Theses, Dissertations, and Capstone Projects

Year of Award

1993

Degree

Master of Business Administration (MBA)

College

College of Business & Professional Studies

Degree Program

Business Administration

Department

Business Administration

Keywords

products, information, society, market, goods, micro-economics

Abstract

In the modern competitive environment/ advertising plays a major role. It helps to establish relationships between human desires and production and/ in so doing, makes possible mass production and mass consumption. Advertising is such an integral part of our everyday life that we sometimes forget its relatively recent origin. Though people have made and exchanged goods and services from time immemorial, it was only in the late nineteenth century that advertising began to foster and to influence these makings and exchanges. Before long, it was a substantial industry in its own right.

And from its beginnings, the promotion of goods and services by third parties has been a controversial activity. By taking advantage of the technologies of mass media, advertisers and advertising have been subject increasingly to public suspicion and antipathy. In recent years, this suspicion and antipathy has risen, on occasion, to active distrust and organized opposition.

Recently, much has been said about honesty in advertising. In the haze of accusations, three points stand out. It is asserted that advertising lives on implied half-truths, cultivates distortions, and often misleads more than it informs. It is asserted that instead of satisfying real human needs, advertising creates insatiable wants that would not otherwise exist. And it is asserted that advertising wastes the real wealth of an economy by enticing people into purchases injurious to their best interests.

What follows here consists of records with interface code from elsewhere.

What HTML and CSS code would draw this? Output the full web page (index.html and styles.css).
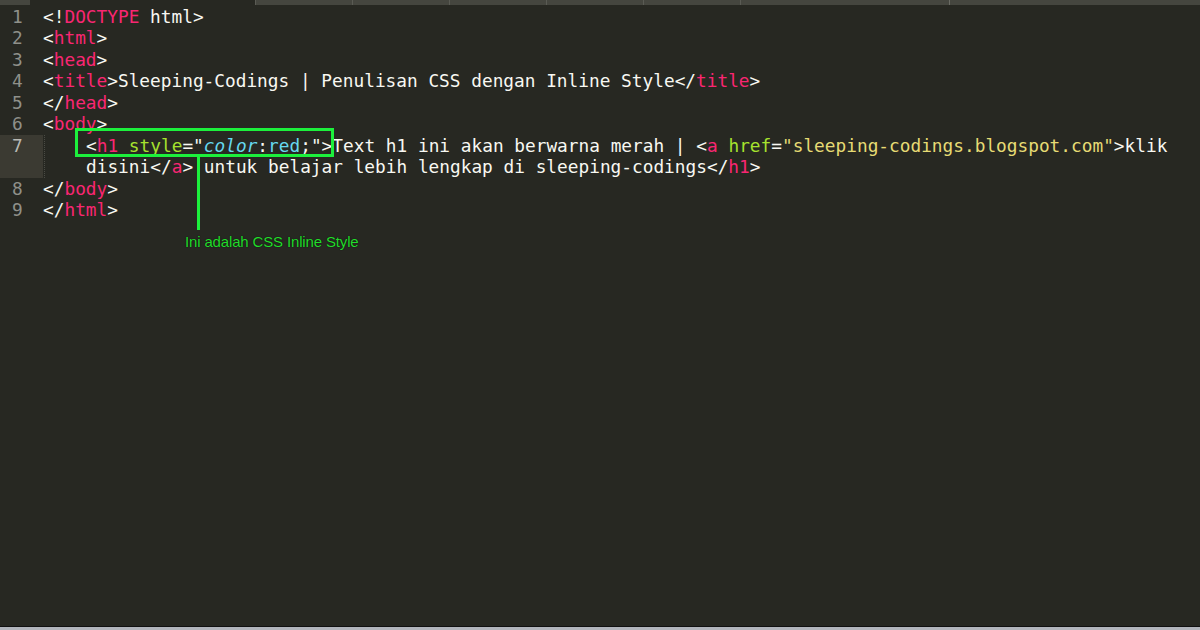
FILE: index.html
```html
<!DOCTYPE html>
<html lang="en">
<head>
    <meta charset="UTF-8">
    <meta name="viewport" content="width=device-width, initial-scale=1.0">
    <link rel="stylesheet" href="styles.css">
</head>
<body>
    <div class="tabbar">
        <div class="tab-gap"></div>
        <div class="tab active"></div>
        <div class="tab"></div>
        <div class="tab"></div>
        <div class="tab"></div>
        <div class="tab"></div>
        <div class="tab"></div>
        <div class="tab wide"></div>
        <div class="tab-end"></div>
    </div>

    <div class="editor">
        <div class="gutter">
            <div class="num">1</div>
            <div class="num">2</div>
            <div class="num">3</div>
            <div class="num">4</div>
            <div class="num">5</div>
            <div class="num">6</div>
            <div class="num current">7</div>
            <div class="num">8</div>
            <div class="num">9</div>
        </div>
        <div class="code">
            <div class="line">&lt;!<span class="tag">DOCTYPE</span> html&gt;</div>
            <div class="line">&lt;<span class="tag">html</span>&gt;</div>
            <div class="line">&lt;<span class="tag">head</span>&gt;</div>
            <div class="line">&lt;<span class="tag">title</span>&gt;Sleeping-Codings | Penulisan CSS dengan Inline Style&lt;/<span class="tag">title</span>&gt;</div>
            <div class="line">&lt;/<span class="tag">head</span>&gt;</div>
            <div class="line">&lt;<span class="tag">body</span>&gt;</div>
            <div class="line indented">
                <span class="guide"></span>
                <div class="wrap">&lt;<span class="tag">h1</span> <span class="attr">style</span>="<span class="prop">color</span>:<span class="val">red</span>;"&gt;Text h1 ini akan berwarna merah | &lt;<span class="tag">a</span> <span class="attr">href</span>=<span class="str">"sleeping-codings.blogspot.com"</span>&gt;klik</div>
                <div class="wrap">disini&lt;/<span class="tag">a</span>&gt; untuk belajar lebih lengkap di sleeping-codings&lt;/<span class="tag">h1</span>&gt;</div>
            </div>
            <div class="line">&lt;/<span class="tag">body</span>&gt;</div>
            <div class="line">&lt;/<span class="tag">html</span>&gt;</div>
        </div>

        <div class="callout-box"></div>
        <div class="callout-stem"></div>
        <div class="callout-label">Ini adalah CSS Inline Style</div>
    </div>

    <div class="statusbar"></div>
</body>
</html>
```

FILE: styles.css
```css
body {
    margin: 0;
    padding: 0;
    width: 1200px;
    height: 630px;
    background-color: #272822;
    display: flex;
    flex-direction: column;
    overflow: hidden;
}

/* tab strip, mostly cut off at the top */
.tabbar {
    height: 5px;
    flex-shrink: 0;
    display: flex;
    background-color: #45463f;
}

.tab-gap {
    width: 30px;
}

.tab {
    width: 96px;
    border-left: 1px solid #5a5b54;
}

.tab.active {
    width: 225px;
    background-color: #272822;
    border-left: none;
}

.tab.wide {
    width: 208px;
}

.tab-end {
    flex: 1;
    border-left: 1px solid #6a6b64;
}

.editor {
    flex: 1;
    display: flex;
    position: relative;
    font-family: "DejaVu Sans Mono", monospace;
    font-size: 17.8px;
    line-height: 21.5px;
    color: #f8f8f2;
    padding-top: 0.5px;
}

.gutter {
    width: 43px;
    color: #8f908a;
}

.num {
    height: 21.5px;
    padding-left: 12px;
}

.num.current {
    height: 43px;
    background-color: #3b3a32;
    color: #b8b8b2;
}

.code {
    flex: 1;
}

.line {
    height: 21.5px;
    white-space: pre;
}

.line.indented {
    height: 43px;
    padding-left: 43px;
    position: relative;
    white-space: normal;
}

.wrap {
    height: 21.5px;
    white-space: pre;
}

.guide {
    position: absolute;
    left: 1px;
    top: 0;
    height: 43px;
    border-left: 1px dotted #4a4b44;
}

.tag {
    color: #f92672;
}

.attr {
    color: #a6e22e;
}

.str {
    color: #e6db74;
}

.prop {
    color: #66d9ef;
    font-style: italic;
}

.val {
    color: #66d9ef;
}

/* green annotation drawn over the code */
.callout-box {
    position: absolute;
    left: 75px;
    top: 123px;
    width: 253px;
    height: 23px;
    border: 3px solid #1cf03c;
}

.callout-stem {
    position: absolute;
    left: 197px;
    top: 152px;
    width: 3px;
    height: 73px;
    background-color: #1cf03c;
}

.callout-label {
    position: absolute;
    left: 185px;
    top: 228px;
    font-family: "Liberation Sans", Arial, sans-serif;
    font-size: 15px;
    line-height: 17px;
    color: #24dc2c;
    text-shadow: 0 0 1px #000;
    letter-spacing: -0.15px;
}

.statusbar {
    height: 3px;
    flex-shrink: 0;
    border-top: 1px solid #111;
    background-color: #b2b6bd;
}
```
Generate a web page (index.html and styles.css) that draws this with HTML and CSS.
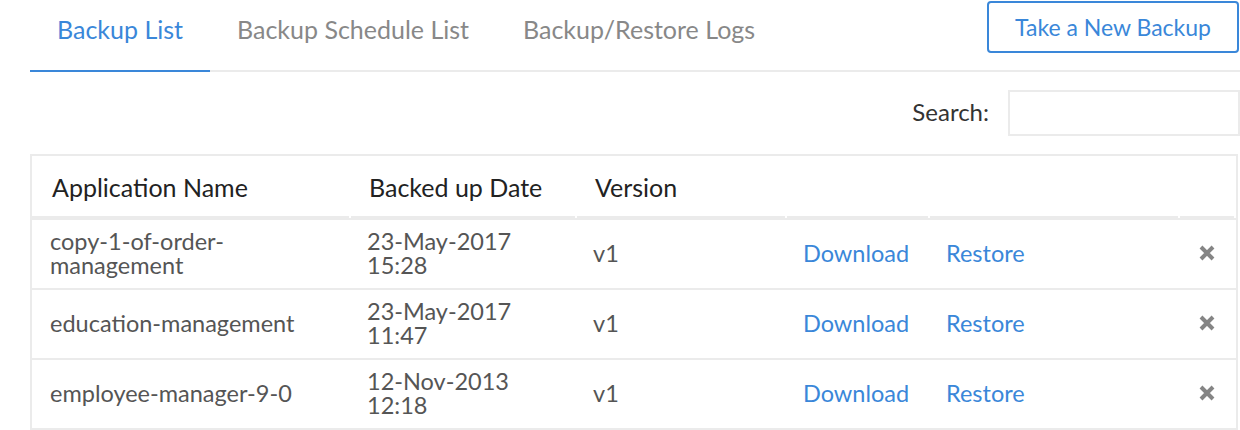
FILE: index.html
```html
<!DOCTYPE html>
<html lang="en">
<head>
  <meta charset="UTF-8" />
  <title>Backups</title>
  <link rel="stylesheet" href="styles.css">
</head>
<body>
  <div class="page">
    <div class="tab-bar">
      <a class="tab active" href="#">Backup List</a>
      <a class="tab" href="#">Backup Schedule List</a>
      <a class="tab" href="#">Backup/Restore Logs</a>
      <button class="new-backup">Take a New Backup</button>
    </div>

    <div class="search-row">
      <label for="search">Search:</label>
      <input type="text" id="search" />
    </div>

    <table class="backup-table">
      <thead>
        <tr>
          <th class="col-name">Application Name</th>
          <th class="col-date">Backed up Date</th>
          <th class="col-version">Version</th>
          <th class="col-download"></th>
          <th class="col-restore"></th>
          <th class="col-delete"></th>
        </tr>
      </thead>
      <tbody>
        <tr>
          <td>copy-1-of-order-<br>management</td>
          <td>23-May-2017<br>15:28</td>
          <td>v1</td>
          <td><a href="#">Download</a></td>
          <td><a href="#">Restore</a></td>
          <td class="delete"><svg width="18" height="18" viewBox="0 0 18 18"><path d="M3 3L15 15M15 3L3 15" /></svg></td>
        </tr>
        <tr>
          <td>education-management</td>
          <td>23-May-2017<br>11:47</td>
          <td>v1</td>
          <td><a href="#">Download</a></td>
          <td><a href="#">Restore</a></td>
          <td class="delete"><svg width="18" height="18" viewBox="0 0 18 18"><path d="M3 3L15 15M15 3L3 15" /></svg></td>
        </tr>
        <tr>
          <td>employee-manager-9-0</td>
          <td>12-Nov-2013<br>12:18</td>
          <td>v1</td>
          <td><a href="#">Download</a></td>
          <td><a href="#">Restore</a></td>
          <td class="delete"><svg width="18" height="18" viewBox="0 0 18 18"><path d="M3 3L15 15M15 3L3 15" /></svg></td>
        </tr>
      </tbody>
    </table>
  </div>
</body>
</html>
```

FILE: styles.css
```css
* {
  box-sizing: border-box;
}

body {
  margin: 0;
  font-family: 'Lato', sans-serif;
  background: #fff;
  color: #555;
}

.page {
  padding-left: 30px;
}

.tab-bar {
  display: flex;
  align-items: flex-start;
  height: 72px;
  border-bottom: 2px solid #ebebeb;
}

.tab {
  height: 72px;
  padding: 14px 27px 0;
  font-size: 25px;
  color: #888;
  text-decoration: none;
}

.tab.active {
  color: #3a87d9;
  border-bottom: 2px solid #3a87d9;
}

.new-backup {
  margin: 1px 1px 0 auto;
  width: 252px;
  height: 52px;
  background: #fff;
  border: 2px solid #3a87d9;
  border-radius: 4px;
  font-family: 'Lato', sans-serif;
  font-size: 23px;
  color: #3a87d9;
  cursor: pointer;
}

.search-row {
  display: flex;
  justify-content: flex-end;
  align-items: center;
  gap: 19px;
  margin-top: 18px;
}

.search-row label {
  padding-bottom: 4px;
  font-size: 24px;
  color: #333;
}

.search-row input {
  width: 232px;
  height: 46px;
  border: 2px solid #ebebeb;
  font-size: 20px;
}

.backup-table {
  width: 1208px;
  margin-top: 18px;
  border-collapse: collapse;
  border: 2px solid #ebebeb;
  font-size: 23.5px;
}

.backup-table th {
  height: 64px;
  padding: 0 0 0 18px;
  text-align: left;
  font-size: 25px;
  font-weight: 400;
  color: #222;
  background: linear-gradient(#ebebeb, #ebebeb) no-repeat left bottom / calc(100% - 2px) 2px;
}

.backup-table th:first-child {
  padding-left: 20px;
}

.backup-table td {
  height: 70px;
  padding: 0 0 3px 16px;
  line-height: 24px;
  border-top: 2px solid #ebebeb;
}

.backup-table td:first-child {
  padding-left: 18px;
}

.col-name { width: 320px; }
.col-date { width: 226px; }
.col-version { width: 210px; }
.col-download { width: 143px; }
.col-restore { width: 250px; }

.backup-table a {
  color: #3a87d9;
  text-decoration: none;
}

.delete svg {
  display: block;
  margin-left: 2px;
}

.delete path {
  fill: none;
  stroke: #858585;
  stroke-width: 4;
}
```
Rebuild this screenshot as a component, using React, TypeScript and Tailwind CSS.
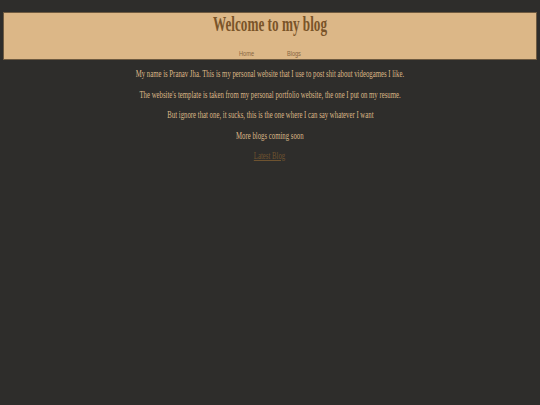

In several countries in recent years, persons from outside the advertising industry—from government, from the public at large, or from both—have seriously damaged the effectiveness of advertising as an economic tool. The results to the social environment are a broad misunderstanding of the economic value of advertising and the suspicion of hidden, "sinister" powers at work. The result for the advertising industry are restrictions on the amount of advertising space and time permitted, arbitrary taxes on advertising, or even prohibitions on the use of certain media for advertising purposes. Such measures have driven up advertising costs and simultaneously seriously impaired the profit margins of firms that provide advertising services. For the sake of the industry and society in general, such damaging intervention needs to be curbed.

A discussion of the social and economic issues of advertising can be divided into three categories. The first category represents the nature and content of the advertising to which people are exposed. Is advertising performing an informative role or a deceptive one? Are appeals used that manipulate consumers against their will, particularly certain groups, such as children or the economically disadvantaged? Finally, there are a variety of issues associated with taste. Is advertising too repetitious, too silly, too preoccupied with sex? Does it irritate or offend the audience member? In essence, this category considers the means rather than the ends of advertising the means being the copy and media tactics used.

The remaining two categories represent the aggregate effects of advertising on society as a whole. One of these is the effect on society's values and life styles. There are those who believe that advertising competes with or dominates such other socialization agents as literature, plays, music, the church, the home and the school; that it fosters materialism at the expense of other basic values; or that it may serve to reinforce sexual or racial discrimination. The second is the effect of advertising on society's economic well-being and on the efficiency of the operation of the economic system. To what extent can the power of advertising lead to the control of the market by a few firms, which will weaken competition and raise consumer prices? What is the economic value of advertising as an efficient mechanism for communicating the existence of new products? To what extent does it subsidize mass media? The focus is on the macroeconomic rather than microeconomic effects of advertising, because the analysis is concerned with the economic health of the economy as a whole, as opposed to that of individual consumers.